The EC appears to be operating under the false assumption that the ruling is only entirely prospective and does not apply to people who registered in 2012, before the ruling. My understanding of the law is that the principle of non-retroactivity does not operate to prevent the correction of a past procedure to the extent that it affects substantially a prospective act and the curing of such a faulty past procedure or act does not affect the legal status of any person. Asking Ghanaians to register again does not take away their right to vote in future elections. It rather regularizes that right in a way that does not dilute the principle of one Ghanaian one vote, with one foreigner one vote, too.
Joseph Raz says that the first principle of the rule of law is that “All laws should be prospective, open and clear” (‘The Rule of Law and its Virtue’ (1977) 93 LQR 195 at 198). Thus, those who registered in 2012 with their NHIS cards could not have been guided by a law which did not exist at the time of registration. Yet, registration is merely a means to voting. The actual constitutional duty or right is voting. So the principle of non-retroactivity means that those who used their NHIS cards to acquire a voter’s ID card to vote in 2012 voted legally and their 2012 votes have not been affected by the 2014 Supreme Court decision. That stays.
The ex post facto decision by the Court only affects the procedure leading to voting in future. When the Ghana Government says that henceforth a new biometric passport is in place that does not take the right to travel abroad away from Ghanaians holding a passport which is no longer valid. It means you must trade in your old passport for a new one. There are no strict rules to the principle of legality in ex post facto law, where crime is not in issue.
Should those who used NHIS cards in 2012 be allowed to use the same voter ID, which they got by what has been subsequently ruled to be unconstitutional, to perform a prospective act of voting in future elections? No! Should they be allowed to use that same card when that substantial procedural defect (of using NHIS cards) can be cured by simply giving them another opportunity to register again by bringing another identification document? Absolutely no! Should the slight inconvenience involved in re-registration be weighted over and above the international offence of allowing non-nationals to determine the destiny of our sovereign nation?

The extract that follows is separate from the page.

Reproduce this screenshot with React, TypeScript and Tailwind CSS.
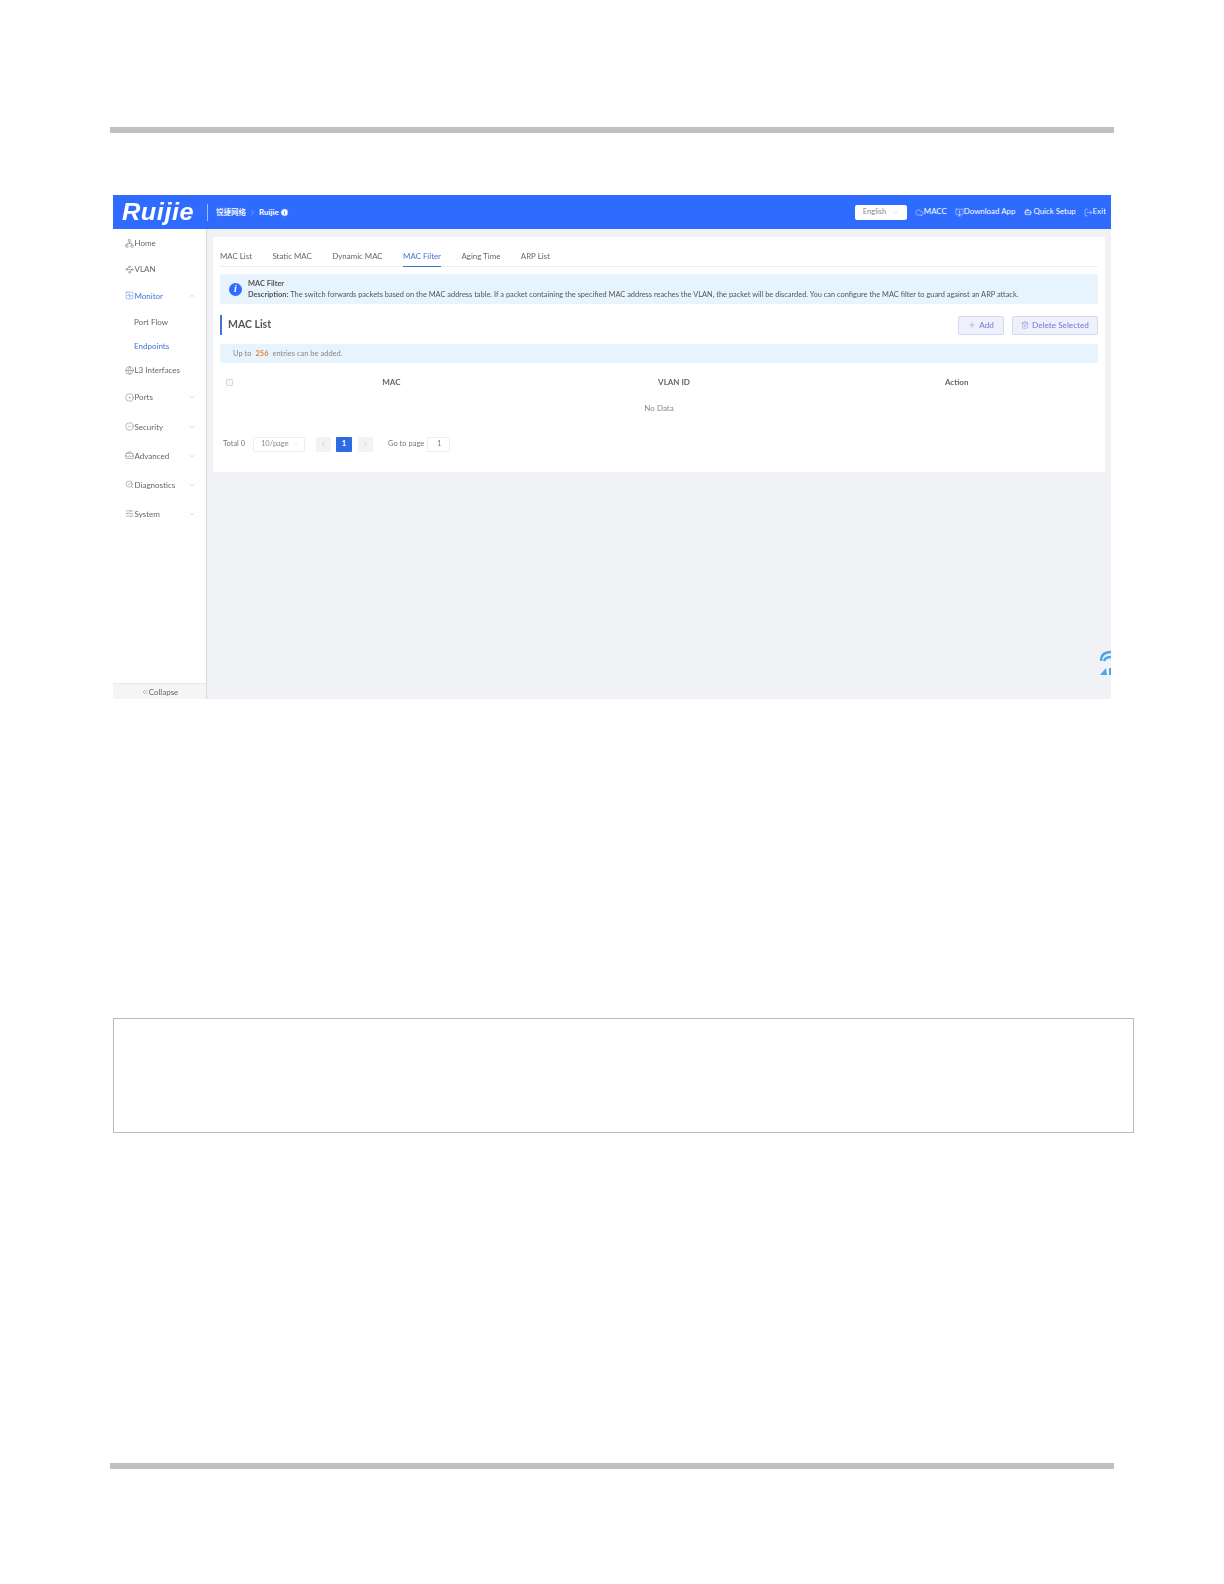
import { Network, Waypoints, SquareActivity, Globe, CircleDot, CircleCheck, BriefcaseBusiness, SearchCheck, SlidersHorizontal, ChevronDown, ChevronUp, ChevronLeft, ChevronRight, ChevronsLeft, Cloud, MonitorDown, Bot, LogOut, Plus, Trash2, Info } from 'lucide-react';

const navItems = [
  { label: 'Home', icon: Network, height: 'h-[28px]', arrow: null },
  { label: 'VLAN', icon: Waypoints, height: 'h-[24px]', arrow: null },
  { label: 'Monitor', icon: SquareActivity, height: 'h-[29px]', arrow: 'up', active: true },
  { label: 'Port Flow', height: 'h-[24px]', sub: true },
  { label: 'Endpoints', height: 'h-[24px]', sub: true, active: true },
  { label: 'L3 Interfaces', icon: Globe, height: 'h-[24px]', arrow: null },
  { label: 'Ports', icon: CircleDot, height: 'h-[30px]', arrow: 'down' },
  { label: 'Security', icon: CircleCheck, height: 'h-[29px]', arrow: 'down' },
  { label: 'Advanced', icon: BriefcaseBusiness, height: 'h-[29px]', arrow: 'down' },
  { label: 'Diagnostics', icon: SearchCheck, height: 'h-[29px]', arrow: 'down' },
  { label: 'System', icon: SlidersHorizontal, height: 'h-[29px]', arrow: 'down' },
];

const tabs = [
  { label: 'MAC List', margin: 'ml-0' },
  { label: 'Static MAC', margin: 'ml-[20.5px]' },
  { label: 'Dynamic MAC', margin: 'ml-[20.5px]' },
  { label: 'MAC Filter', margin: 'ml-[20.5px]', active: true },
  { label: 'Aging Time', margin: 'ml-[20.5px]' },
  { label: 'ARP List', margin: 'ml-[20.5px]' },
];

function Sidebar() {
  return (
    <div className="w-[94px] shrink-0 bg-white border-r border-[#d9d9d9] flex flex-col text-[8px]">
      <div className="flex-1">
        {navItems.map((item) => {
          const Icon = item.icon;
          return (
            <div
              key={item.label}
              className={`flex items-center ${item.height} ${item.sub ? 'pl-[21px]' : 'pl-[12px]'} pr-[10px] ${
                item.active ? 'text-[#3f74d6]' : 'text-[#666]'
              }`}
            >
              {Icon && <Icon className="w-[9px] h-[9px] shrink-0 mr-[0.5px]" strokeWidth={1.2} />}
              <span>{item.label}</span>
              {item.arrow === 'up' && <ChevronUp className="w-[8px] h-[8px] ml-auto text-[#aaa]" strokeWidth={1.2} />}
              {item.arrow === 'down' && <ChevronDown className="w-[8px] h-[8px] ml-auto text-[#aaa]" strokeWidth={1.2} />}
            </div>
          );
        })}
      </div>
      <div className="h-[16px] bg-[#f5f5f5] border-t border-[#e8e8e8] flex items-center justify-center text-[#666]">
        <ChevronsLeft className="w-[8px] h-[8px]" strokeWidth={1.2} />
        <span>Collapse</span>
      </div>
    </div>
  );
}

function Header() {
  return (
    <div className="h-[34px] bg-[#2f6bff] flex items-center text-white shrink-0">
      <div className="w-[94px] pl-[9px]">
        <div className="origin-left scale-x-[1.1] text-[23px] leading-none font-bold italic font-['Liberation_Sans',sans-serif] tracking-[0.5px]">Ruijie</div>
      </div>
      <div className="w-px h-[17px] bg-[#9dbcff]" />
      <span className="ml-[8px] font-['Noto_Sans_CJK_SC',sans-serif] font-medium text-[7.5px]">锐捷网络</span>
      <ChevronRight className="w-[9px] h-[9px] mx-[2px] text-[#cfdcff]" strokeWidth={1.2} />
      <span className="font-bold text-[8px]">Ruijie</span>
      <Info className="w-[9px] h-[9px] ml-[1px] fill-white text-[#2f6bff]" strokeWidth={2} />
      <div className="ml-auto flex items-center pr-[5px] text-[7.9px]">
        <div className="w-[52px] h-[15px] bg-white rounded-[2px] flex items-center pl-[8px] pr-[8px] text-[#888] text-[7.5px]">
          English
          <ChevronDown className="w-[7px] h-[7px] ml-auto text-[#aaa]" strokeWidth={1.2} />
        </div>
        <Cloud className="w-[9px] h-[9px] ml-[8px]" strokeWidth={1.2} />
        <span>MACC</span>
        <MonitorDown className="w-[9px] h-[9px] ml-[8px]" strokeWidth={1.2} />
        <span>Download App</span>
        <Bot className="w-[8px] h-[8px] ml-[9px]" strokeWidth={2} />
        <span className="ml-[1px]">Quick Setup</span>
        <LogOut className="w-[9px] h-[9px] ml-[8px]" strokeWidth={1.2} />
        <span>Exit</span>
      </div>
    </div>
  );
}

function MacFilterCard() {
  return (
    <div className="bg-white rounded-[2px] h-[235px] px-[7px] text-[#666]">
      <div className="flex h-[30px] pt-[12px] border-b border-[#eeeeee] text-[7.9px]">
        {tabs.map((tab) => (
          <div
            key={tab.label}
            className={`${tab.margin} h-[18px] leading-[14px] -mb-px ${
              tab.active ? 'text-[#3f74d6] border-b border-[#3f74d6]' : ''
            }`}
          >
            {tab.label}
          </div>
        ))}
      </div>

      <div className="mt-[7px] h-[30px] bg-[#e8f4fd] flex items-center pl-[9px] rounded-[2px]">
        <div className="w-[13px] h-[13px] rounded-full bg-[#2f6bff] text-white flex items-center justify-center text-[10px] font-bold italic font-['Liberation_Serif',serif] leading-none">i</div>
        <div className="ml-[6px] text-[7.43px] leading-[11px] text-[#555]">
          <div className="font-bold">MAC Filter</div>
          <div>
            <span className="font-bold">Description: </span>
            The switch forwards packets based on the MAC address table. If a packet containing the specified MAC address reaches the VLAN, the packet will be discarded. You can configure the MAC filter to guard against an ARP attack.
          </div>
        </div>
      </div>

      <div className="mt-[11px] h-[20px] flex items-center">
        <div className="h-full w-[2px] bg-[#3f74d6]" />
        <div className="ml-[6px] text-[10.5px] font-bold text-[#555]">MAC List</div>
        <button className="ml-auto w-[46px] h-[19px] bg-[#eef0fb] border border-[#d5d9ee] rounded-[2px] flex items-center justify-center text-[#6f79d8] text-[8.2px]">
          <Plus className="w-[8px] h-[8px] mr-[3px]" strokeWidth={1.2} />
          Add
        </button>
        <button className="ml-[8px] w-[86px] h-[19px] bg-[#eef0fb] border border-[#d5d9ee] rounded-[2px] flex items-center justify-center text-[#6f79d8] text-[8.2px]">
          <Trash2 className="w-[8px] h-[8px] mr-[3px]" strokeWidth={1.2} />
          Delete Selected
        </button>
      </div>

      <div className="mt-[9px] h-[19px] bg-[#e8f4fd] rounded-[2px] flex items-center pl-[13px] text-[7.5px] text-[#888]">
        Up to<span className="mx-[4px] text-[#e8843c] font-bold">256</span>entries can be added.
      </div>

      <div className="mt-[10px] h-[18px] flex items-center text-[8px] font-bold text-[#666]">
        <div className="w-[30px] pl-[6px]">
          <div className="w-[7px] h-[7px] border border-[#d9d9d9] rounded-[1px] bg-[#f7f7f7]" />
        </div>
        <div className="flex-1 text-center">MAC</div>
        <div className="flex-1 text-center">VLAN ID</div>
        <div className="flex-1 text-center">Action</div>
      </div>
      <div className="h-[45px] pt-[10px] text-center text-[8px] leading-[14px] text-[#888]">No Data</div>

      <div className="flex items-center h-[16px] text-[7.5px] text-[#777]">
        <span className="ml-[3px] w-[30px]">Total 0</span>
        <div className="w-[52px] h-[15px] border border-[#eeeeee] rounded-[2px] flex items-center pl-[7px] pr-[5px] text-[#888]">
          10/page
          <ChevronDown className="w-[6px] h-[6px] ml-auto text-[#bbb]" strokeWidth={1.2} />
        </div>
        <div className="ml-[11px] w-[15px] h-[15px] bg-[#f3f3f3] rounded-[1px] flex items-center justify-center text-[#999]">
          <ChevronLeft className="w-[7px] h-[7px]" strokeWidth={1.4} />
        </div>
        <div className="ml-[5px] w-[16px] h-[15px] bg-[#2f6be0] rounded-[1px] flex items-center justify-center text-white font-bold">1</div>
        <div className="ml-[6px] w-[15px] h-[15px] bg-[#f3f3f3] rounded-[1px] flex items-center justify-center text-[#999]">
          <ChevronRight className="w-[7px] h-[7px]" strokeWidth={1.4} />
        </div>
        <span className="ml-[15px] w-[39px]">Go to page</span>
        <div className="w-[23px] h-[15px] border border-[#eeeeee] rounded-[1px] flex items-center pl-[9px]">1</div>
      </div>
    </div>
  );
}

export default function App() {
  return (
    <div className="relative w-[1224px] h-[1584px] bg-white overflow-hidden font-['Lato',sans-serif]">
      <div className="ml-[110px] mt-[127px] w-[1004px] h-[6px] bg-[#c0c0c0]" />

      <div className="relative ml-[113px] mt-[62px] w-[998px] h-[504px] flex flex-col text-[8.5px] overflow-hidden blur-[0.4px]">
        <Header />
        <div className="flex flex-1 min-h-0">
          <Sidebar />
          <div className="flex-1 bg-[#f0f2f5] pt-[8px] pl-[6px] pr-[6px]">
            <MacFilterCard />
          </div>
        </div>
        {/* support widget, cut off by the right edge */}
        <svg className="absolute right-0 top-[455px]" width="11" height="26" viewBox="0 0 11 26" fill="none">
          <path d="M1 11 C1 5 5 2 11 2" stroke="#4aa8e8" strokeWidth="2.5" />
          <path d="M4 11 C5 8 8 7 11 7" stroke="#4aa8e8" strokeWidth="2.5" />
          <path d="M0 25 L6 18 L7 25 Z" fill="#4aa8e8" />
          <rect x="9" y="18" width="2" height="7" fill="#4aa8e8" />
        </svg>
      </div>

      <div className="ml-[113px] mt-[319px] w-[1021px] h-[115px] border border-[#bbbbbb]" />

      <div className="ml-[110px] mt-[330px] w-[1004px] h-[6px] bg-[#c0c0c0]" />
    </div>
  );
}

The need for the EC to purge the register of that defect has been brought home to us by the news that at least 76,286 Togolese nationals managed to register in Ghana in 2012 in about six or so border constituencies alone. Let us look at this matter as a nationalist matter and not a tribal kind. It should not be conceived that Ghanaians of any region would want foreign nationals, with no right to vote, to help them elect their parliamentarians for them. That is an insult we should not countenance. I am prepared to wear my nationalist cap proudly on this matter.
Odododiodio
Ironically, during the 2012 biometric voter registration exercise, the NDC Parliamentary Candidate for Odododiodio, Nii Lantey Vanderpuye, organized thugs to prevent Ghanaians (mainly Akans), recognized, at least, as permanent traders/workers in the constituency from registering. He cited lack of evidence of residency requirement. His view was that they were not “ordinary residents” per his own Bukom ‘constitutional’ interpretation of the electoral law. It was this provocative action that triggered that controversial conditional statement from Kennedy Agyepong, MP. Today, those who defended that discriminatory act by the NDC Deputy Minister of State in Odododiodio have now changed their tone.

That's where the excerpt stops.